Paragraph 19 is noted.
Without prejudice to paragraph 14 above, paragraphs 20-22 are admitted (save that the dates of 27 September 2002 and 21 June 2005 are not admitted as they are inconsistent with the dates pleaded in paragraph 18).
….
As to paragraphs 34-37, it is denied that the Claimant has suffered loss and damage by any wrongful act of the TCL Defendants or any of them. It is admitted that the Fifth and Sixth Defendants intend to continue to act as set out in paragraphs 19(3)-(4) above, but it is denied that that will cause the Claimant to suffer loss and damage for which the TCL Defendants or any of them are liable. If, contrary to the TCL Defendants’ case as set out above, the TCL Defendants or any of them are liable to the Claimant for acts of infringement of EP 525 and/or EP 511, no relief should be granted in respect thereof in the light of the TCL Defendants’ intention to take a licence as pleaded above on the terms ultimately determined to be FRAND in the French proceedings.

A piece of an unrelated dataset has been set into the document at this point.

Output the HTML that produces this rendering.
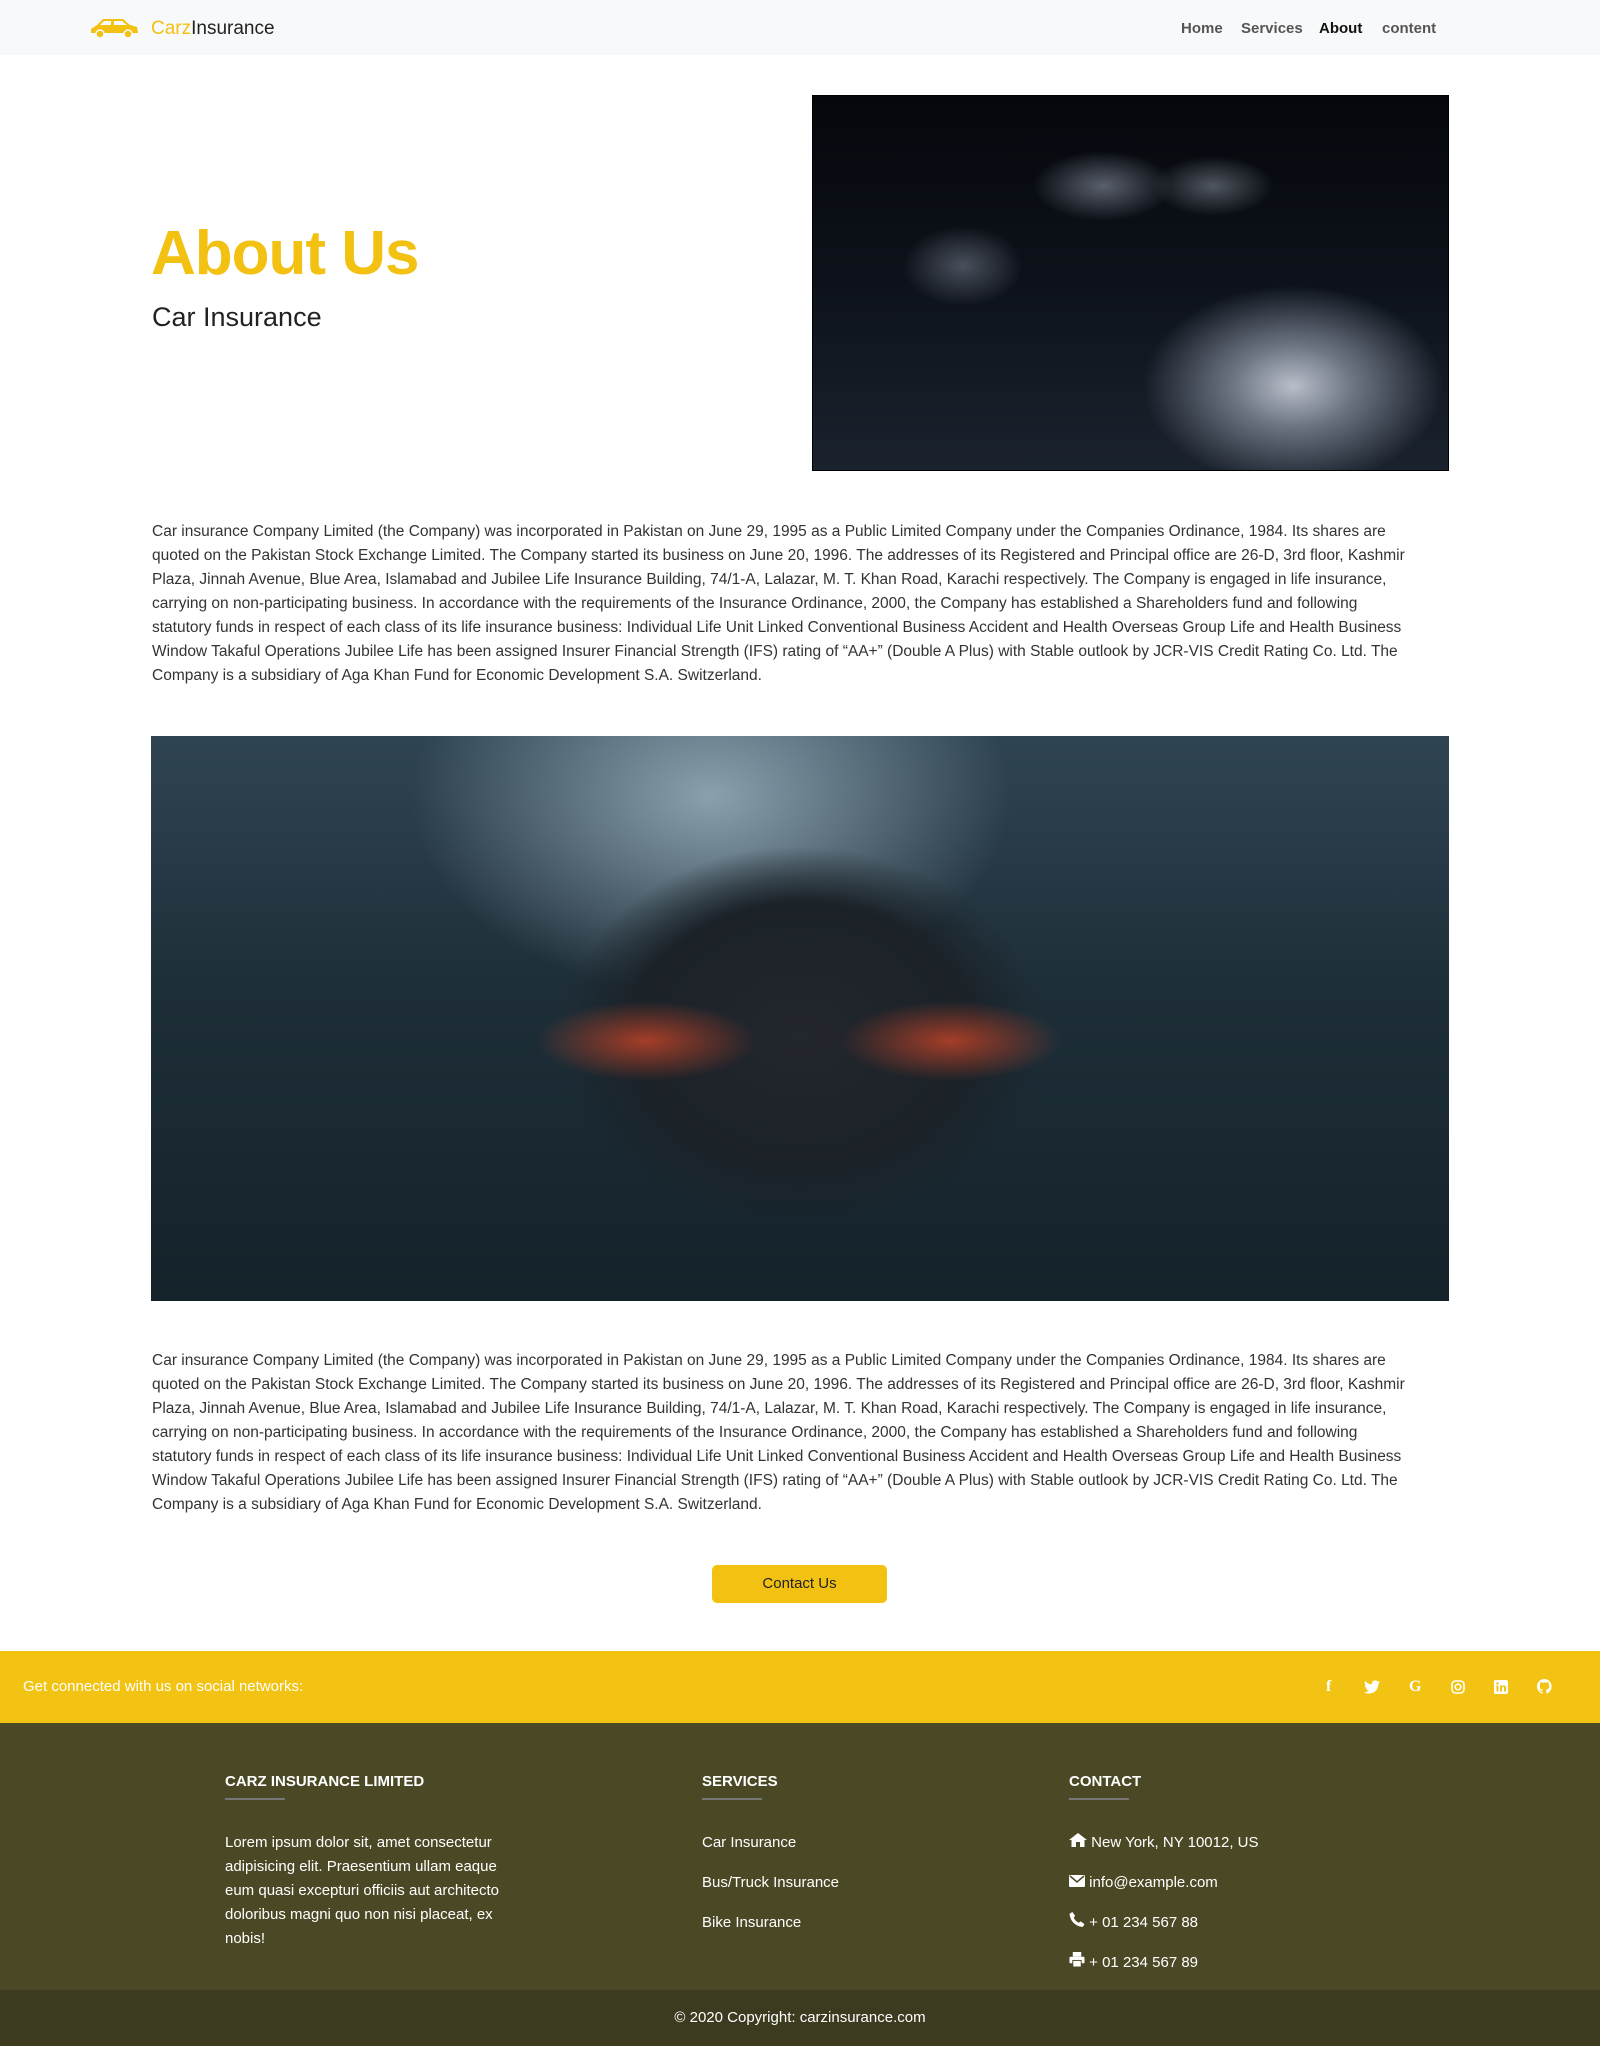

As to paragraphs 1-6 of the Claimant’s prayer for relief: (1) since the French proceedings are expected and intended to result in the grant of a licence on FRAND terms retroactively and for the future (inter alia) in relation to the United Kingdom and the subject matter of the claims of the Patents, it would be contrary to the requirements of the General Obligation set out in Article 3 of the Enforcement Directive (Directive 2004/48/EC) for the Claimant to be granted relief to the effect claimed in those paragraphs or any of them; and additionally or alternatively
it is not within the power or discretion of this Court under any applicable principle or rule of law or practice in the United Kingdom to grant relief for infringement of a United Kingdom patent subject to or conditional upon the defendant invoking in the courts of this country rather than in the courts of another country such as France, its right to enforce the stipulation pour autrui embodied in a FRAND commitment of the claimant or its affiliates pertaining to the subject matter of the claims of the patent in suit.”